One of the main factors of homosexual erasure is the way that it “taints” the image of the American folk hero. Queerness presents a dangerous complication to the story Americans tell themselves about their identity as a nation, as the prevalence of “gay cowboys” dismantles ideas of homosexuality and its relationship to masculinity and power. The acceptance of the gay cowboy negates his association with the traditional, with the narrow definition of true American manhood, and with the heteronormative.
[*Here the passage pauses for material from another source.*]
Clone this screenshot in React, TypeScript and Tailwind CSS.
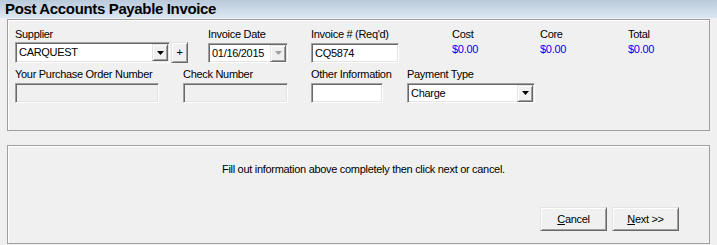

The acceptance of the queer cowboy as an icon has acted as a symbol of defiance to the system, adopted by gay subcultures, re-appropriating this image of masculinity and evoking the forgotten homosexual subtext of the cowboy. Today, queer strippers humorously impersonate cowboys and entire rodeo associations have built communities of true queer cowboys. The image and aesthetics of the cowboy has become a masculine trope used for gender expression and bonding in queer communities, explored in Hal Fischer's Gay Semiotics and famed Tom of Finland renderings. In Hollywood and its Italian counterpart, western movies contain a subtext of homoeroticism influenced by the filmmakers, who were often queer identifying themselves, coding their narratives with tales of male bonding, male beauty, and phallic imagery that acted as a covert expression of homosexuality.

So the west endures as a playground of masculinity, but not in the way that history has remembered it. The erasure of the queer cowboy says more about America’s shared masculine insecurities as he redefines the identity of the rugged, hard-working western man.